Gun control isn't about guns — it's about control. And the right to bear arms isn't about the arms — it's about the right.
These facts may be ignored in Washington, D.C., where there is no hunting to speak of, and every government building is protected by armed guards. They are not lost on the American people, however.
They understand that the Second Amendment is of a piece with the rest of the Constitution — written to protect the rights Americans require to live in the kind of nation we have chosen to be.
The protection of individual liberty is absolutely the job of government, but it is not exclusively the job of government. It is first and foremost the job of "we the people" — individually as local communities and collectively as a nation. Well-enforced laws can deter crime, but even the best police and prosecutors in the world can not eliminate crime.
Therefore, the first defense against criminal threats to our persons and property is ourselves. That's why we have a right — a right granted by God and protected by the Constitution — to arm and protect ourselves.
We have the Second Amendment, ultimately, for two reasons.
The first is history's lesson that government can't be everywhere, all the time. So free citizens must fill in the inevitable gaps to look out for ourselves and for each other.
The second reason is history's warning that we would not like to live under any government that tried to be everywhere, all the time.
Reason number one is why we should oppose attempts by the state to restrict law-abiding citizens' right to bear arms.
Reason number two is why we should oppose the less-obviously offensive measure being promoted in Washington: the so-called "universal background check."
A law requiring background checks for all gun sales seems more politically palatable than traditional gun control. After all, it doesn't take away anyone's guns or restrict the sale or possession of firearms. It doesn't directly violate the Second Amendment at all. What's wrong with a universal background check?
In a word: everything.
First, it won't work. The federal government has trouble delivering the mail. It literally can't keep its trains (Amtrak) running on time. It wastes hundreds of billions of dollars every year.

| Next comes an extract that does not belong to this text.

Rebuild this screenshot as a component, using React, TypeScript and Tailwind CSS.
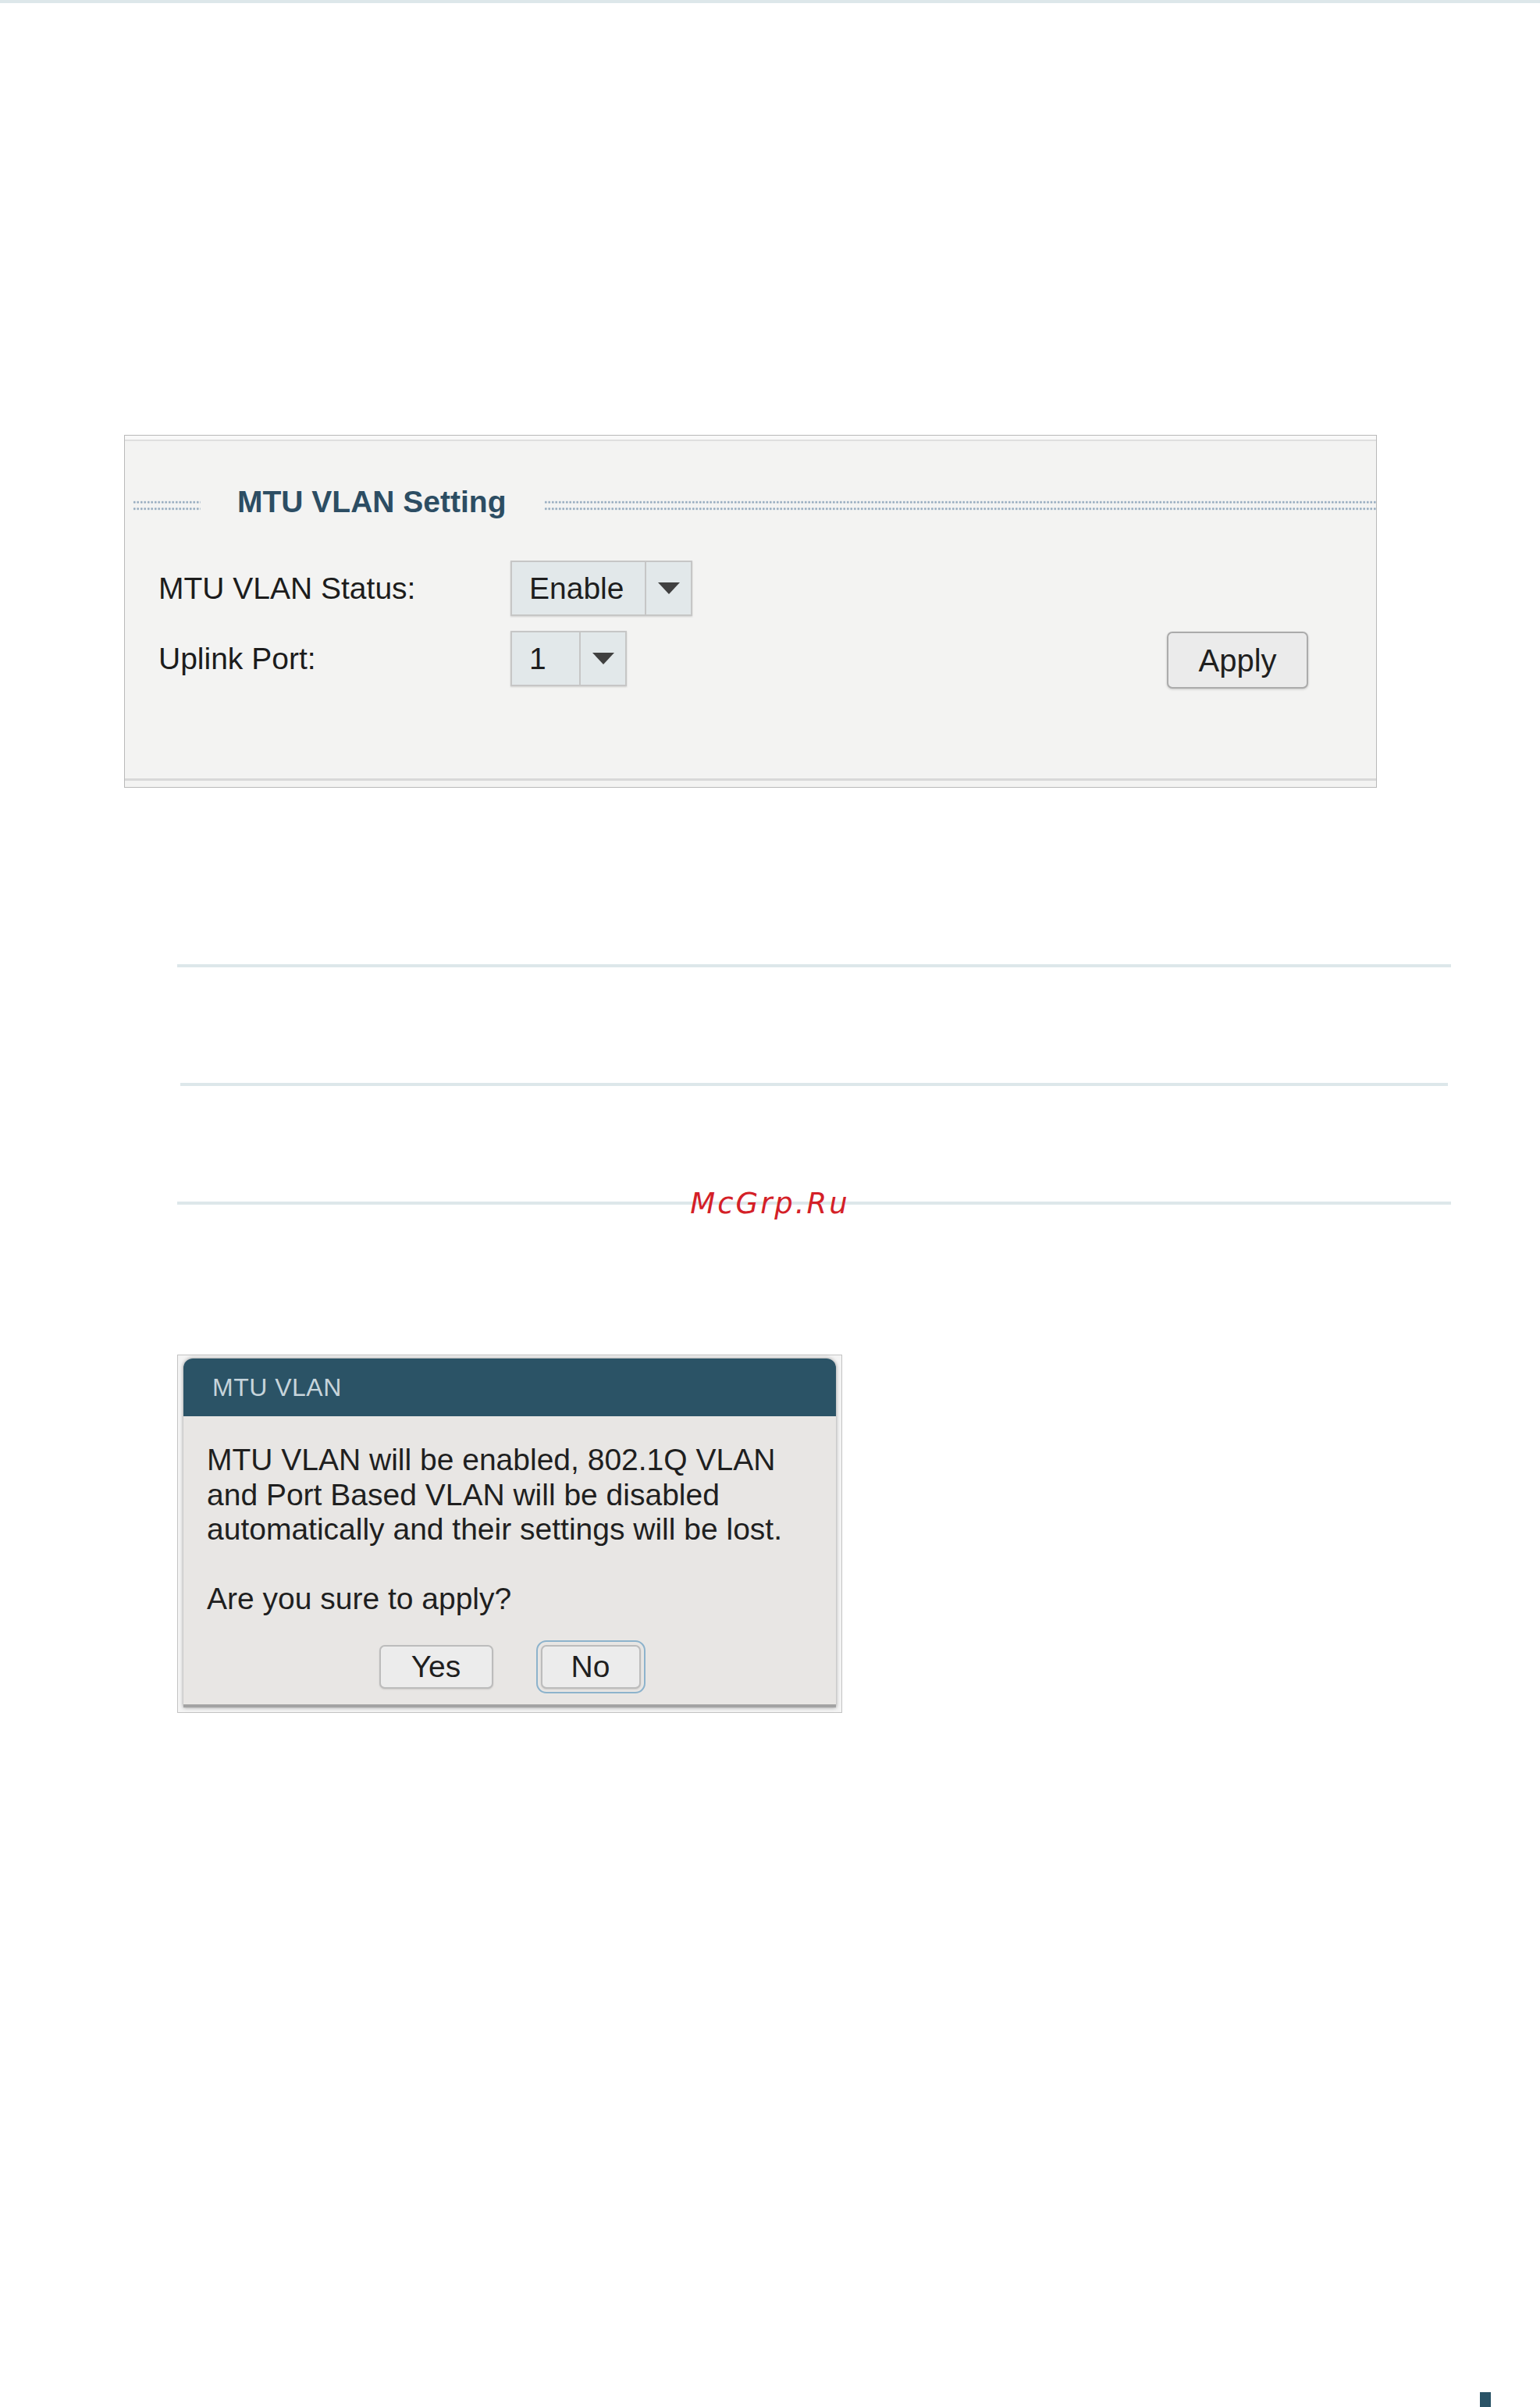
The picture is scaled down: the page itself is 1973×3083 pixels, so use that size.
import React from "react";

const font = "font-['Liberation_Sans',Arial,sans-serif]";

const Caret = () => (
  <svg width="28" height="15" viewBox="0 0 28 15">
    <polygon points="0,0 28,0 14,15" fill="#404040" />
  </svg>
);

const Select = ({ value, textW }: { value: string; textW: string }) => {
  return (
    <div className="flex h-[71px] border-2 border-[#c6c6c6] bg-[#e2e8ea] shadow-[0_1px_2px_rgba(0,0,0,0.15)]">
      <div className={`${textW} flex items-center pl-[22px] text-[39px] leading-[40px] text-[#1e1e1e]`}>{value}</div>
      <div className="flex w-[59px] items-center justify-center border-l-2 border-[#c6c6c6]">
        <Caret />
      </div>
    </div>
  );
};

const Dots = ({ className }: { className: string }) => (
  <div
    className={`${className} h-[19px] bg-[radial-gradient(circle,#93aabe_1.1px,transparent_1.7px)] bg-[length:4.5px_8.5px]`}
  />
);

const Btn = ({ label, w, focus }: { label: string; w: string; focus?: boolean }) => (
  <button
    type="button"
    className={`${w} h-[56px] rounded-[7px] border-2 border-[#bcbcbc] bg-[#ececec] text-[39px] leading-[40px] text-[#1f1f1f] shadow-[0_1px_2px_rgba(0,0,0,0.12)] ${
      focus ? "outline-2 outline-[#8db3cc] outline-offset-[4px]" : ""
    }`}
  >
    {label}
  </button>
);

export default function App() {
  return (
    <div className={`${font} relative flex h-[3083px] w-full flex-col bg-white`}>
      <div className="h-[4px] w-full bg-[#dde7ea]" />

      {/* settings panel */}
      <div className="ml-[159px] mt-[553px] flex h-[452px] w-[1605px] flex-col border border-[#b9b9b9] bg-[#f3f3f2]">
        <div className="h-[7px] border-b-2 border-[#dfdfdf] bg-[#f9f9f9]" />

        <div className="mt-[58px] flex h-[40px] items-start">
          <Dots className="ml-[10px] mt-[16px] w-[87px]" />
          <div className="ml-[47px] text-[39px] font-bold leading-[40px] text-[#2c4d63]">MTU VLAN Setting</div>
          <Dots className="ml-[49px] mt-[16px] flex-1" />
        </div>

        <div className="mt-[55px] flex items-center pl-[43px]">
          <div className="w-[451px] text-[39px] leading-[40px] text-[#1c1c1c]">MTU VLAN Status:</div>
          <Select value="Enable" textW="w-[170px]" />
        </div>

        <div className="mt-[19px] flex items-start pl-[43px] pr-[87px]">
          <div className="flex h-[71px] w-[451px] items-center text-[39px] leading-[40px] text-[#1c1c1c]">Uplink Port:</div>
          <Select value="1" textW="w-[86px]" />
          <button
            type="button"
            className="ml-auto mt-[1px] h-[73px] w-[181px] rounded-[7px] border-2 border-[#ababab] bg-[#ebebeb] text-[40px] leading-[40px] text-[#1f1f1f] shadow-[0_1px_3px_rgba(0,0,0,0.18)]"
          >
            Apply
          </button>
        </div>

        <div className="mb-[8px] mt-auto h-[3px] bg-[#d8d8d8]" />
      </div>

      {/* rules */}
      <div className="ml-[227px] mt-[226px] h-[4px] w-[1632px] bg-[#dde7ea]" />
      <div className="ml-[231px] mt-[148px] h-[4px] w-[1624px] bg-[#dde7ea]" />
      <div className="relative mt-[148px] h-[4px] w-full">
        <div className="ml-[227px] h-[4px] w-[1632px] bg-[#dde7ea]" />
        <div className="absolute left-1/2 top-[-16px] -translate-x-1/2 font-['DejaVu_Sans',sans-serif] text-[37px] italic leading-[37px] tracking-[3px] text-[#d42027]">
          McGrp.Ru
        </div>
      </div>

      {/* confirm dialog */}
      <div className="ml-[227px] mt-[192px] w-[852px] border border-[#c3c3c3] bg-[#f4f4f4] px-[7px] pb-[6px] pt-[4px]">
        <div className="overflow-hidden rounded-t-[12px] border-b-4 border-[#a3a3a3] shadow-[0_0_5px_rgba(0,0,0,0.4)]">
          <div className="flex h-[74px] items-center bg-[#2b5366] pl-[37px] text-[32px] leading-[32px] tracking-[0.5px] text-[#c6d4db]">
            MTU VLAN
          </div>
          <div className="bg-[#e8e6e4] pb-[20px] pl-[30px] pt-[34px]">
            <p className="text-[39px] leading-[44.5px] text-[#1f1f1f]">
              MTU VLAN will be enabled, 802.1Q VLAN
              <br />
              and Port Based VLAN will be disabled
              <br />
              automatically and their settings will be lost.
              <br />
              <br />
              Are you sure to apply?
            </p>
            <div className="mt-[36.5px] flex justify-center gap-[61px] pr-[30px]">
              <Btn label="Yes" w="w-[146px]" />
              <Btn label="No" w="w-[128px]" focus />
            </div>
          </div>
        </div>
      </div>

      <div className="mt-auto flex justify-end pr-[63px]">
        <div className="h-[19px] w-[14px] bg-[#2a5366]" />
      </div>
    </div>
  );
}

There is no reason to believe a government $17 trillion in debt has the competence to cast a net of paperwork that will catch every single gun sale in a country of 300 million people and 300 million firearms. And even that ignores the fact — always inconvenient when designing gun laws — that armed criminals don't obey laws in the first place.
The only way to make a universal background-check system come close to working is to create a national database capturing ownership information of every single gun in the country.

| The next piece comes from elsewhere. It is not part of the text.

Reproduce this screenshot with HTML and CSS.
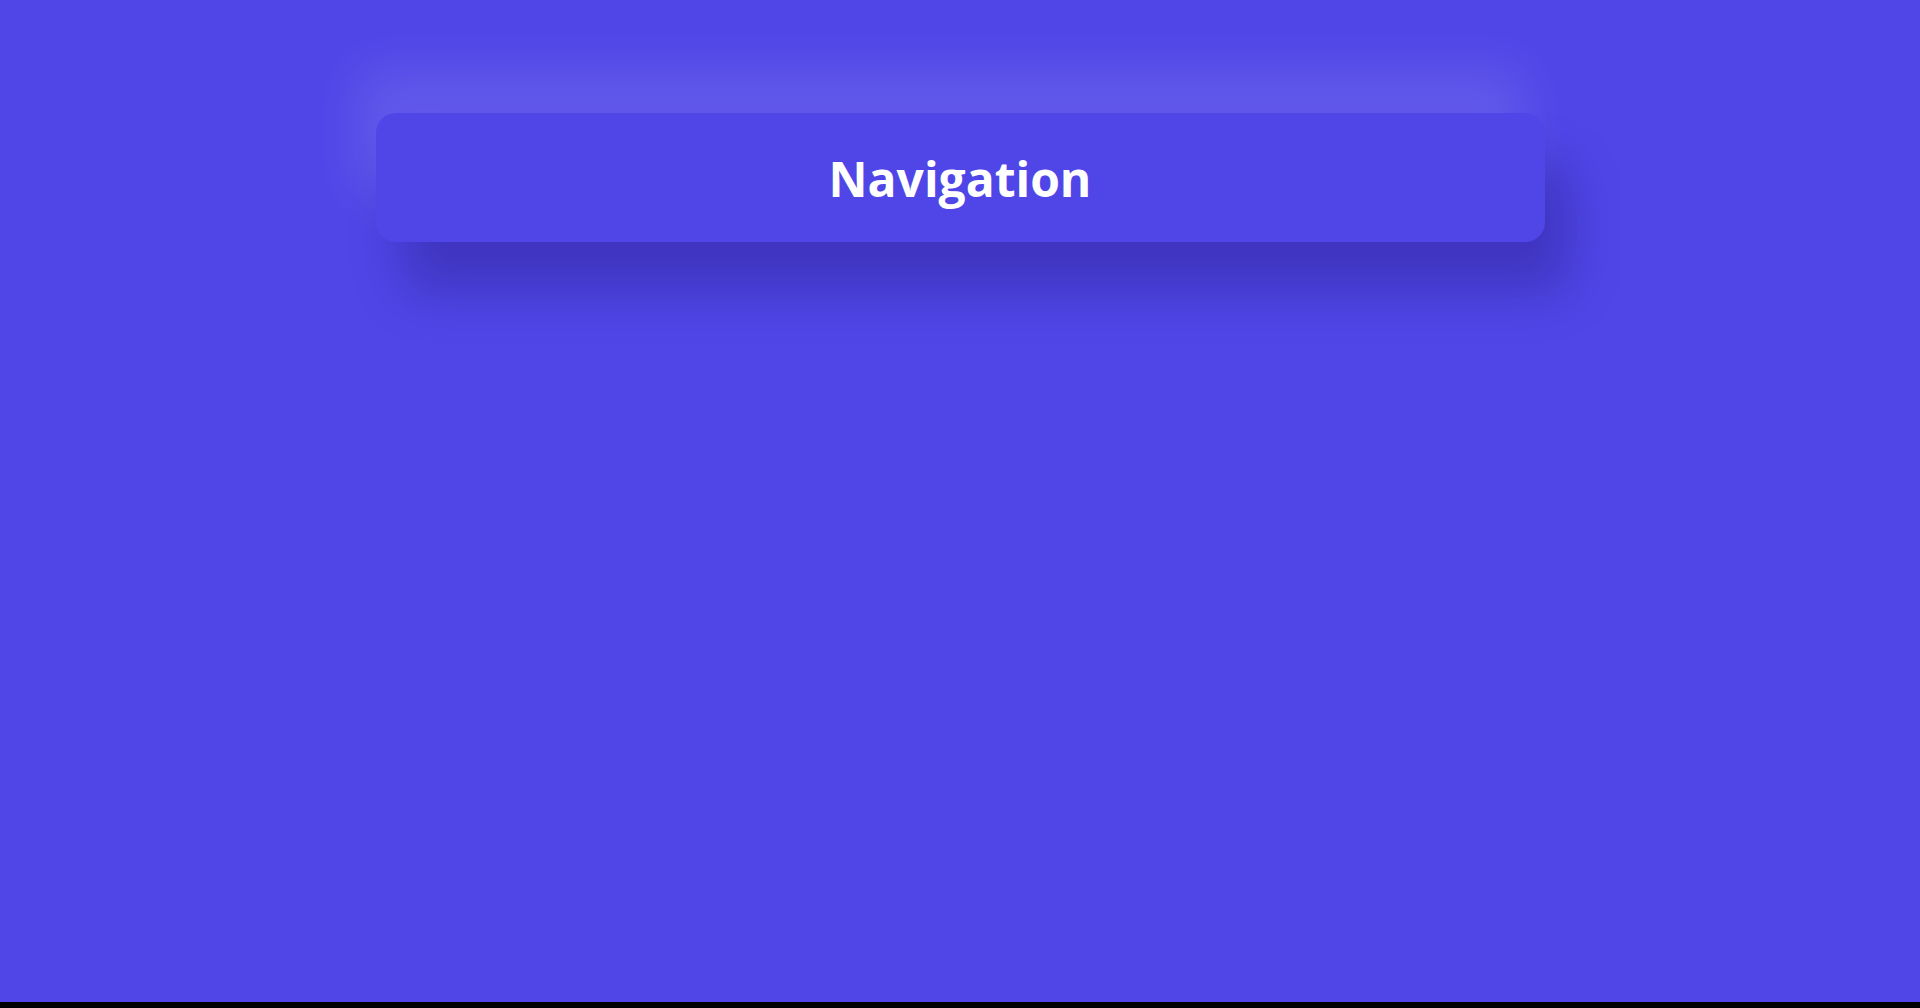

To track all the gun sales, you first have to track all the guns. Otherwise it won't work.
And this is the crux of the problem.
The federal government has no right to surveil innocent citizens exercising their constitutional rights.
The federal government has no business — none — monitoring where and how often you go to church, what books and newspapers you read, who you vote for, your health conditions and the details of your private life.
These limitations may make it harder for government to do its job at times. But the Constitution was not written to maximize the convenience of the government. It was written to protect the liberty of the people.
That's why we have due process. That's why we have a Bill of Rights. And that's why we don't have federal databases tracking how law-abiding citizens choose to exercise (or not exercise) their God-given rights.
What exactly would politicians and bureaucrats do with a database listing the home addresses and personal habits of everyone in the country who, say, had a particular disease or was an atheist or whose home wasn't protected by a gun?
Even if they could guarantee the system would work, even if they could guarantee the information would never get hacked (which they can't), it would still be wrong.
I will oppose any attempt by Congress to restrict Americans' constitutional rights. And I will equally oppose any attempt to allow government surveillance of law-abiding citizens exercising those rights.
I will remind people in Washington that the Constitution protects everyone equally, not just the people we happen to agree with, and the rights we happen to like.
Sen. Mike Lee is a U.S. Senator from Utah and a member of the Senate Judiciary Committee.